The EMTs involved in the rescue
The EMTs involved in the rescueUnited Hatzalah

This morning, just before 3:00 a.m., a 56-year-old mother suffered a heart attack and collapsed at her home in Jerusalem. Her worried daughter called United Hatzalah's Dispatch and command center for assistance. The dispatcher alerted the closest responders in the vicinity while instructing the daughter to begin performing chest compressions on her collapsed mother.

United Hatzalah volunteer EMT Naftali Shmerler was burning the early morning oil and assisting a friend to empty his office on Rabenu Gershom Street in Jerusalem when he suddenly received the alert to the medical emergency occurring nearby. Shmerler apologized to his friend and rushed out to the given address a few blocks away on Eretz Hefetz Street.

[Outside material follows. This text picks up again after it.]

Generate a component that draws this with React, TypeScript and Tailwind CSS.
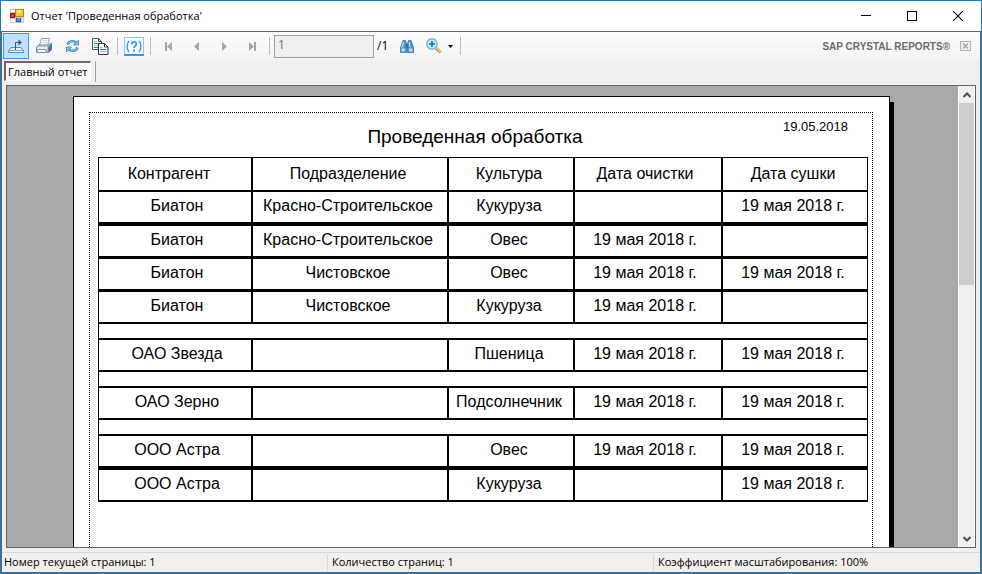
import type { ReactNode } from "react";

type Row = { cells: [string, string, string, string, string]; rule: string } | null;

const RULE_2 = "border-b-2 h-8";
const RULE_3 = "border-b-3 h-[33px]";
const RULE_4 = "border-b-4 h-[34px]";

const DATE = "19 мая 2018 г.";

const rows: Row[] = [
  { cells: ["Биатон", "Красно-Строительское", "Кукуруза", "", DATE], rule: RULE_4 },
  { cells: ["Биатон", "Красно-Строительское", "Овес", DATE, ""], rule: RULE_3 },
  { cells: ["Биатон", "Чистовское", "Овес", DATE, DATE], rule: RULE_3 },
  { cells: ["Биатон", "Чистовское", "Кукуруза", DATE, ""], rule: RULE_2 },
  null,
  { cells: ["ОАО Звезда", "", "Пшеница", DATE, DATE], rule: RULE_2 },
  null,
  { cells: ["ОАО Зерно", "", "Подсолнечник", DATE, DATE], rule: RULE_2 },
  null,
  { cells: ["ООО Астра", "", "Овес", DATE, DATE], rule: RULE_4 },
  { cells: ["ООО Астра", "", "Кукуруза", "", DATE], rule: RULE_2 },
];

const headers = ["Контрагент", "Подразделение", "Культура", "Дата очистки", "Дата сушки"];

const columnEdge = [
  "border-l border-r-2 pr-3",
  "border-r-2 pr-1",
  "border-r-2 pr-1",
  "border-r-2 pr-1.5",
  "border-r pr-1",
];

function ToolButton({
  label,
  className = "w-[26px]",
  disabled,
  children,
}: {
  label: string;
  className?: string;
  disabled?: boolean;
  children: ReactNode;
}) {
  return (
    <button
      type="button"
      aria-label={label}
      disabled={disabled}
      className={`flex h-[26px] shrink-0 items-center justify-center ${className}`}
    >
      {children}
    </button>
  );
}

function Separator() {
  return <div className="mx-0.5 h-[18px] w-px shrink-0 bg-[#bdbdbd]" />;
}

function AppIcon() {
  return (
    <svg width="14" height="14" viewBox="0 0 14 14" shapeRendering="crispEdges" aria-hidden="true">
      <rect width="14" height="14" fill="#c8c8c8" />
      <rect x="1" y="1" width="4" height="2" fill="#fff" />
      <rect x="1" y="10" width="4" height="3" fill="#fff" />
      <rect x="12" y="9" width="1" height="4" fill="#fff" />
      <rect x="5" y="0" width="9" height="8" fill="#b8860b" />
      <rect x="6" y="1" width="7" height="6" fill="#fbc936" />
      <rect x="7" y="1" width="4" height="3" fill="#ffe283" />
      <rect x="0" y="4" width="5" height="5" fill="#8d1c12" />
      <rect x="1" y="5" width="3" height="3" fill="#d2473a" />
      <rect x="6" y="9" width="5" height="4" fill="#2956b8" />
      <rect x="7" y="9" width="3" height="3" fill="#5c94ee" />
    </svg>
  );
}

function ExportIcon() {
  return (
    <svg width="18" height="16" viewBox="0 0 18 16" fill="none" aria-hidden="true">
      <path d="M4 9.500h10l2.500 3.500v1.500h-15V13z" fill="#eef6fd" stroke="#4a90c4" />
      <path d="M2 12.500h14" stroke="#7db0d6" />
      <path d="M8.500 12V4.500h4" stroke="#2b5f8c" />
      <path d="M11.500 1.500l3.500 3-3.500 3z" fill="#2b5f8c" />
    </svg>
  );
}

function PrinterIcon() {
  return (
    <svg width="17" height="16" viewBox="0 0 17 16" fill="none" aria-hidden="true">
      <path d="M5.500 .5h8l-2 7h-8z" fill="#fff" stroke="#8ba3b8" />
      <path d="M6.500 2.500h5M6 4.500h5" stroke="#c3d3e0" />
      <path d="M3 7h9l3.500-2v6.500l-3 3H1l-.5-1V9z" fill="#b4c6d6" stroke="#6f8ba2" />
      <path d="M1.500 9h9.500v3H1.500z" fill="#e6eef5" />
      <path d="M2 11.500h8v3H1z" fill="#fff" stroke="#7f97ab" />
      <path d="M12 8.500l4-2.500v5.500l-3.500 3.500z" fill="#3d76a5" />
      <rect x="12" y="8" width="2" height="2" fill="#3fae49" />
      <rect x="13" y="11" width="2" height="2" fill="#d04531" />
    </svg>
  );
}

function RefreshIcon() {
  return (
    <svg width="15" height="14" viewBox="0 0 15 14" fill="none" aria-hidden="true">
      <path d="M2.500 5.500C3.500 3.300 5.500 2.300 7.500 2.300c1.500 0 2.700.5 3.700 1.500" stroke="#3489bd" strokeWidth="2.600" />
      <path d="M3 5C4 3.300 5.800 2.500 7.500 2.500c1.300 0 2.400.4 3.300 1.300" stroke="#a6def5" />
      <path d="M13.500 1v5H8.500z" fill="#7cc7ea" stroke="#3489bd" strokeWidth=".8" />
      <path d="M12.500 8.500c-1 2.200-3 3.200-5 3.200-1.500 0-2.700-.5-3.700-1.500" stroke="#3489bd" strokeWidth="2.600" />
      <path d="M12 9c-1 1.700-2.800 2.500-4.500 2.500-1.300 0-2.400-.4-3.300-1.300" stroke="#a6def5" />
      <path d="M1.500 13V8h5z" fill="#7cc7ea" stroke="#3489bd" strokeWidth=".8" />
    </svg>
  );
}

function CopyIcon() {
  return (
    <svg width="17" height="17" viewBox="0 0 17 17" fill="none" aria-hidden="true">
      <path d="M.5.5h6l3 3v8h-9z" fill="#fff" stroke="#555" />
      <path d="M6.500.5v3h3" stroke="#333" />
      <path d="M2 3.500h3M2 7.500h5" stroke="#8cc6ea" />
      <path d="M2 5.500h5M2 9.500h5" stroke="#2179b5" />
      <path d="M6.500 5.500h6l3.500 3.500v7.500h-9.500z" fill="#fff" stroke="#333" />
      <path d="M12.500 5.500v3.500h3.500" stroke="#333" />
      <path d="M8 9.500h3M8 13.500h6.500" stroke="#8cc6ea" />
      <path d="M8 11.500h6.500" stroke="#2179b5" />
    </svg>
  );
}

function HelpIcon() {
  return (
    <svg width="20" height="19" viewBox="0 0 20 19" fill="none" aria-hidden="true">
      <rect x=".5" y=".5" width="19" height="18" fill="#f4faff" stroke="#8cc8fa" />
      <path d="M0 18h20" stroke="#3399ff" strokeWidth="2" />
      <path d="M5 4C2.500 7 2.500 12 5 15M15 4c2.500 3 2.500 8 0 11" stroke="#3399ff" strokeWidth="1.300" />
      <path d="M7.800 7.200c0-3 4.600-3 4.600-.2 0 1.800-2.300 1.800-2.300 4" stroke="#3399ff" strokeWidth="1.800" />
      <rect x="9" y="12.500" width="2" height="2" fill="#3399ff" />
    </svg>
  );
}

function BinocularsIcon() {
  return (
    <svg width="14" height="13" viewBox="0 0 14 13" aria-hidden="true">
      <path d="M3 .5h2.500L6.500 4v8.500h-6V7.500z" fill="#4c9bd0" stroke="#2f74aa" strokeWidth=".8" />
      <path d="M11 .5H8.500L7.500 4v8.500h6V7.500z" fill="#4c9bd0" stroke="#2f74aa" strokeWidth=".8" />
      <path d="M5.500 4h3v4h-3z" fill="#2f74aa" />
      <path d="M3.500 2L2 7.500M9.500 2v5" stroke="#b5e0f7" strokeWidth="1.200" />
      <path d="M1.500 8.500h3.500v3H1.500zM9 8.500h3.500v3H9z" fill="#b5daf2" />
    </svg>
  );
}

function ZoomIcon() {
  return (
    <svg width="16" height="16" viewBox="0 0 16 16" fill="none" aria-hidden="true">
      <path d="M10 10l4.500 4.500" stroke="#c98738" strokeWidth="3" />
      <path d="M10.500 10l4 4" stroke="#fbc98a" strokeWidth="1.400" />
      <circle cx="6" cy="6" r="5.200" fill="#c8eafc" stroke="#6db8ea" strokeWidth="1.400" />
      <path d="M6 3v6M3 6h6" stroke="#1d6aa8" strokeWidth="1.600" />
    </svg>
  );
}

function TitleBar() {
  return (
    <header className="flex h-[30px] shrink-0 items-center bg-white pl-[9px] text-black">
      <AppIcon />
      <h1 className="ml-[7px] flex-1 text-[11px]">Отчет 'Проведенная обработка'</h1>
      <button type="button" aria-label="Свернуть" className="flex h-full w-[46px] items-center justify-center">
        <svg width="10" height="10" aria-hidden="true">
          <path d="M0 4.500h10" stroke="#000" />
        </svg>
      </button>
      <button type="button" aria-label="Развернуть" className="flex h-full w-[46px] items-center justify-center">
        <svg width="10" height="10" fill="none" aria-hidden="true">
          <rect x=".5" y=".5" width="9" height="9" stroke="#000" />
        </svg>
      </button>
      <button type="button" aria-label="Закрыть" className="flex h-full w-[46px] items-center justify-center">
        <svg width="10" height="10" aria-hidden="true">
          <path d="M0 0l10 10M10 0L0 10" stroke="#000" strokeWidth="1.100" />
        </svg>
      </button>
    </header>
  );
}

function Toolbar() {
  return (
    <div className="flex h-7 shrink-0 items-center gap-0.5 bg-linear-to-b from-[#fdfdfd] to-[#f3f3f3] pr-[9px] pl-px">
      <ToolButton label="Экспорт отчета" className="w-[26px] border border-[#3399ff] bg-[#c2e0ff]">
        <ExportIcon />
      </ToolButton>
      <ToolButton label="Печать">
        <PrinterIcon />
      </ToolButton>
      <ToolButton label="Обновить">
        <RefreshIcon />
      </ToolButton>
      <ToolButton label="Копировать">
        <CopyIcon />
      </ToolButton>
      <Separator />
      <ToolButton label="Справка" className="w-6">
        <HelpIcon />
      </ToolButton>
      <Separator />
      <ToolButton label="Первая страница" disabled>
        <svg width="7" height="9" fill="#a6a6a6" aria-hidden="true">
          <path d="M0 0h2v9H0zM7 0v9L2 4.500z" />
        </svg>
      </ToolButton>
      <ToolButton label="Предыдущая страница" disabled>
        <svg width="5" height="9" fill="#a6a6a6" aria-hidden="true">
          <path d="M5 0v9L0 4.500z" />
        </svg>
      </ToolButton>
      <ToolButton label="Следующая страница" disabled>
        <svg width="5" height="9" fill="#a6a6a6" aria-hidden="true">
          <path d="M0 0v9l5-4.500z" />
        </svg>
      </ToolButton>
      <ToolButton label="Последняя страница" disabled>
        <svg width="7" height="9" fill="#a6a6a6" aria-hidden="true">
          <path d="M5 0h2v9H5zM0 0v9l5-4.500z" />
        </svg>
      </ToolButton>
      <Separator />
      <input
        aria-label="Номер страницы"
        defaultValue="1"
        disabled
        className="h-[23px] w-25 shrink-0 border border-[#a0a0a0] bg-[#f0f0f0] px-[3px] pb-1 text-[12px] text-[#6d6d6d]"
      />
      <span className="w-4 shrink-0 pl-px text-[12px]">/1</span>
      <ToolButton label="Найти">
        <BinocularsIcon />
      </ToolButton>
      <ToolButton label="Масштаб" className="w-[34px] gap-1.5">
        <ZoomIcon />
        <svg width="5" height="3" aria-hidden="true">
          <path d="M0 0h5L2.500 3z" fill="#000" />
        </svg>
      </ToolButton>
      <Separator />
      <div className="flex-1" />
      <span className="pt-0.5 font-['Liberation_Sans',Arial,sans-serif] text-[10px] font-bold whitespace-nowrap text-[#6b6b6b]">
        SAP CRYSTAL REPORTS®
      </span>
      <button type="button" aria-label="Закрыть вид" className="ml-2 shrink-0">
        <svg width="11" height="10" fill="none" aria-hidden="true">
          <rect x=".5" y=".5" width="10" height="9" fill="#f2f2f2" stroke="#b4b4b4" />
          <path d="M3 2.500l5 5M8 2.500l-5 5" stroke="#a0a0a0" strokeWidth="1.300" />
        </svg>
      </button>
    </div>
  );
}

function ReportTable() {
  return (
    <table className="w-full table-fixed border-separate border-spacing-0 border-black text-center text-base leading-5">
      <colgroup>
        <col className="w-[155px]" />
        <col className="w-[196px]" />
        <col className="w-[126px]" />
        <col className="w-[148px]" />
        <col className="w-[145px]" />
      </colgroup>
      <thead>
        <tr>
          {headers.map((h, i) => (
            <th key={h} className={`h-[35px] border-t border-b-2 border-black p-0 font-normal ${columnEdge[i]}`}>
              {h}
            </th>
          ))}
        </tr>
      </thead>
      <tbody>
        {rows.map((row, r) =>
          row ? (
            <tr key={r}>
              {row.cells.map((c, i) => (
                <td
                  key={i}
                  className={`border-black p-0 pb-0.5 whitespace-nowrap ${row.rule} ${
                    i === 0 ? "border-l border-r-2 pl-1" : columnEdge[i]
                  }`}
                >
                  {c}
                </td>
              ))}
            </tr>
          ) : (
            <tr key={r}>
              <td colSpan={5} className="h-4 border-x border-b-2 border-black p-0" />
            </tr>
          ),
        )}
      </tbody>
    </table>
  );
}

function ReportPage() {
  return (
    <article className="h-[1155px] w-[817px] shrink-0 border border-black bg-white p-[15px] pr-4 font-['Liberation_Sans',Arial,sans-serif] text-black shadow-[4px_6px_0_0_#000]">
      <div className="h-full border border-dotted border-black pr-1 pl-2">
        <div className="grid h-11 grid-cols-[1fr_auto_1fr] items-start">
          <h2 className="col-start-2 pt-3 pr-4 text-[19px] leading-6">Проведенная обработка</h2>
          <time dateTime="2018-05-19" className="justify-self-end pt-1 pr-5 text-[13px] leading-5">
            19.05.2018
          </time>
        </div>
        <ReportTable />
      </div>
    </article>
  );
}

function ScrollBar() {
  return (
    <div className="flex w-[17px] shrink-0 flex-col border-x border-white bg-[#f0f0f0]">
      <button type="button" aria-label="Прокрутить вверх" className="flex h-[17px] items-center justify-center">
        <svg width="8" height="6" fill="none" aria-hidden="true">
          <path d="M.5 5L4 1.500 7.500 5" stroke="#505050" strokeWidth="2" />
        </svg>
      </button>
      <div className="h-[182px] bg-[#cdcdcd]" />
      <div className="flex-1" />
      <button type="button" aria-label="Прокрутить вниз" className="flex h-[17px] items-center justify-center">
        <svg width="8" height="6" fill="none" aria-hidden="true">
          <path d="M.5 1L4 4.500 7.500 1" stroke="#505050" strokeWidth="2" />
        </svg>
      </button>
    </div>
  );
}

export default function App() {
  return (
    <div className="flex h-screen flex-col overflow-hidden border border-[#1979ca] bg-[#f0f0f0] font-['Open_Sans','Noto_Sans',sans-serif] text-[12px] leading-4 text-black">
      <TitleBar />
      <div className="flex min-h-0 flex-1 flex-col border border-[#646464]">
        <Toolbar />
        <div role="tablist" className="flex h-[25px] shrink-0 items-start gap-1 pt-px pl-0.5">
          <button
            type="button"
            role="tab"
            aria-selected="true"
            className="h-5 border-t-2 border-r border-b border-l-2 border-t-[#696969] border-r-white border-b-white border-l-[#696969] bg-[#f8f8f8] px-0.5 text-[11px] leading-4"
          >
            Главный отчет
          </button>
          <div className="h-[21px] w-px bg-[#a0a0a0]" />
        </div>
        <main className="mr-1 ml-1 flex min-h-0 flex-1 border border-[#646464] bg-[#a9a9a9]">
          <div className="flex min-w-0 flex-1 justify-center overflow-hidden pt-2.5 pr-0.5">
            <ReportPage />
          </div>
          <ScrollBar />
        </main>
        <footer className="mt-1 grid h-5 shrink-0 grid-cols-3 border-t border-[#d7d7d7] text-[11px] leading-4">
          <div className="my-px border-r border-[#d7d7d7] pl-0.5">Номер текущей страницы: 1</div>
          <div className="my-px border-r border-[#d7d7d7] pl-1">Количество страниц: 1</div>
          <div className="my-px pl-1">Коэффициент масштабирования: 100%</div>
        </footer>
      </div>
    </div>
  );
}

Shmerler ran up the five stories to the apartment and found a young woman performing chest compressions on her 56-year-old mother. The woman was receiving instructions from United Hatzalah’s dispatcher. Shmerler took over the compressions just as a second United Hatzalah volunteer, Eliezer Wagschall rushed in the door and attached a defibrillator. The defibrillator advised a shock and Eliezer administered it.

Avigail Beer and Aharon Ben Harush were just a minute behind Wagshall. The Beer and Ben Harush had just finished an ambulance shift at the organization’s headquarters when they received the alert. They ran into the room and assisted in moving the woman to the salon to make space for a full CPR to take place. As first responders alternated between administering compressions, providing assisted breathing, and administering three shocks from the defibrillator, others joined the fight to save the woman’s life. A total of seven EMTs, as well as a paramedic from a mobile intensive care unit, arrived to assist. One of the responders, who was trained in psychological and emotional first aid as part of the organization’s Psychotrauma and Crisis Response team, approached the worried family members and calmed them down while taking an oral history.

After just 12 minutes, the combined team, who worked together flawlessly, succeeded in bringing back the woman’s pulse. “As we were loading her onto the backboard and preparing to carry her down the five flights of stairs to the waiting ambulance, she opened her eyes, and tried to talk to us,” Shmerler recounted. “I told her that she was going to be okay and that she was being taken care of. It was very startling to her,” he added.

Shmerler said that he has performed several successful CPRs, one even quite recently. “This isn’t the first time I have saved a life, thank G-d. I have been a volunteer EMT for two years now and have been blessed to have already saved six or seven people. Each time it fills me with a sense of joy and renewal. There is no better way to start a day.”

Beer said “The teamwork that was seen at the incident was impeccable. We all helped each other and thankfully we succeeded at saving this woman’s life. Each person performed a vital task, whether it was compressions, drawing medications, administering shocks, calming, and informing the family members of what was happening, this scene was managed really well. The volunteers were from all backgrounds and we worked together. I am proud to have been a part of saving this woman’s life.”